Blogging Time!

The longer I stay NED, the more insulated I feel from the reality of cancer. I’m also distanced from the reality of being a survivor, because my every waking moment isn’t consumed with cancer, anymore. I still think about it, at least once a day, but I’m also finishing my 5th semester of school. I’ve been writing two songs a week, for the last 12 weeks. Finals are coming up. I’ve been plagued with self doubt, and worry that I’m not good enough, lately. This is a delicious privilege, afforded only to those who don’t have to spend every day, trying not to die.

I’m getting too comfortable. I feel like a ticking clock, sometimes. I got up to perform in my Stage Performance Techniques class last week; I’d promised myself that I would be brave and honest, and tell the story behind my song, so that’s what I did. I stood in front of my entire class, and told them that I’d had stage 4 cancer, that it was really hard, that I’d gained a new perspective, and written a song about it.

I thought it was the right environment for that kind of honesty. My teacher goes on and on and on about his airplane, his famous family, his friends at the Harvard Club, his money, and the death of his Mother. Another girl introduced her song, as one that her very ill Grandmother sang to her, when she was a child. She was on the verge of tears her whole performance, and I admired her guts and her honesty, and her willingness to be that vulnerable in front of us. I was honest and owned my vulnerability, in front of a room full of strangers. I sang and played well and, when I was done, my teacher told me that I’d made a mistake.

“People may not want to hear that..start by telling people that you’re fine now…don’t ever be ‘sick’ in front of your audience…don’t make them feel like they need to ‘rescue’ you'”. Pages ripped from the “what not to say to a cancer survivor” playbook.

I felt conflicted and guilty, at first. How could I be so disconnected from both the “normal” world, and the house of horrors that is cancer treatment, that I’d lost sight of how traumatic it can be to receive this kind of information about someone you barely know? I thought about keeping my mouth shut about cancer, from now on, about editing the liner notes of my new album, and just not explaining the meaning of the title. Who am I kidding? Life is tough enough. Nobody signs up to hear about this stuff. Then it got more personal: the story is nothing, compared to how ugly and unsightly my scars are–on the outside and on the inside. How will anyone ever want to get close to me again?
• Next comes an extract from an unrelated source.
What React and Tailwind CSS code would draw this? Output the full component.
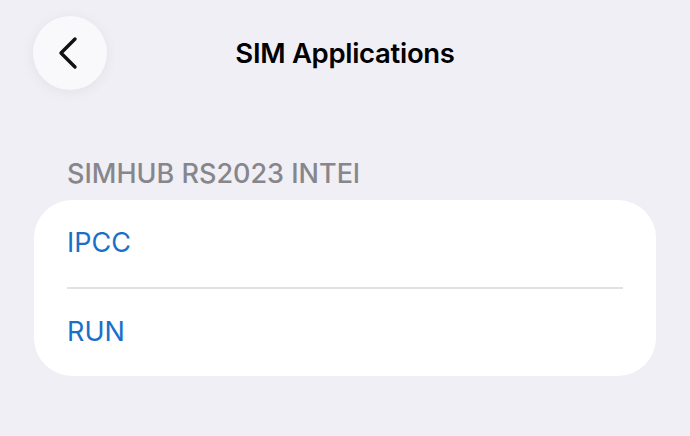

Almost a week has passed since then, and every day my sad-flavored conflict has been replaced a little more with anger and indignance. I think my teacher was just ignorant. He didn’t understand how cruel and insensitive he was being. I’m not going to stop talking about what I went through. I owe that to the one person in the room, whose been through what I’ve been through, but who feels alone, because the masses tell her to be quiet, lest she disturb the good people of the world, with her pain and her trauma. Nobody should have to live like that. Carrying that burden alone is the worst kind of loneliness there is.